- Born: Frederick William Cummings November 21, 1931 New Orleans, Louisiana, U.S.
- Died: January 31, 2019 (aged 87) Marin County, California, U.S.
- Education: Stanford University
- Known for: Jaynes–Cummings model Tavis–Cummings model
- Scientific career
- Fields: Theoretical physics Cavity quantum electrodynamics Biophysics
- Workplaces: University of California, Riverside
- Thesis: Comparison of quantum and semiclassical radiation theories with application to the beam maser (1962)
- Doctoral advisor: E. T. Jaynes

= Fred Cummings =

American physicist and professor (1931–2019)
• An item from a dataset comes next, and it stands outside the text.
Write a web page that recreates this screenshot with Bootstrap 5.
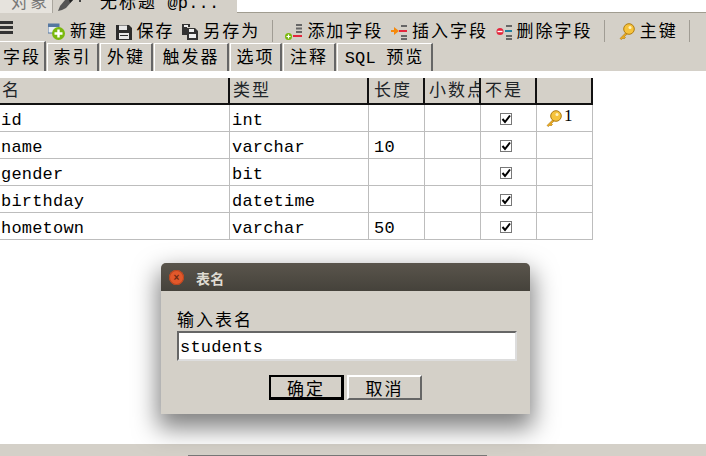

Frederick Williams Cummings (November 21, 1931 - January 31, 2019) was an American theoretical physicist and professor at the University of California, Riverside. He specialised in cavity quantum electrodynamics, many-body theory, non-linear dynamics, and biophysics. He developed the Jaynes–Cummings model, one atom interacting with a quantized electromagnetic field; as well as the extension of this to N atoms, known as the Tavis–Cummings model.

==Life==
Frederick Williams Cummings was born in New Orleans, Louisiana in 1931.
He served in the United States Army from 1950 to 1952, in the infantry in Korea.

He received his Bachelor of Science from Louisiana State University in 1955 and his Ph.D. from Stanford University in 1962. Edwin Thompson Jaynes was his doctoral supervisor, with whom he worked on the Jaynes–Cumming model.

While finishing his thesis, Cummings worked at the Aeronutronic Research Labs, Ford Motor Co. in Newport Beach, California from 1960 to 1963.

He became a professor at University of California, Riverside (UCR). With his doctoral student Michael Tavis, he extended the Jaynes–Cummings model to the Tavis–Cummings model in 1968.

The revival probabilities predicted by Jaynes–Cumming model were first experimentally demonstrated in 1987 by Gerhard Rempe, Herbert Walther, and Norbert Klein.

After thirty years at UCR Physics department, Cummings became emeritus professor in 1993. In the last twenty years his interest has turned to questions of biophysics of development and evolution.

Cummings died on January 31, 2019, in Marin County, California.

=== Personal life ===
In 1964, he married Kathleen Sturgis. They had one child.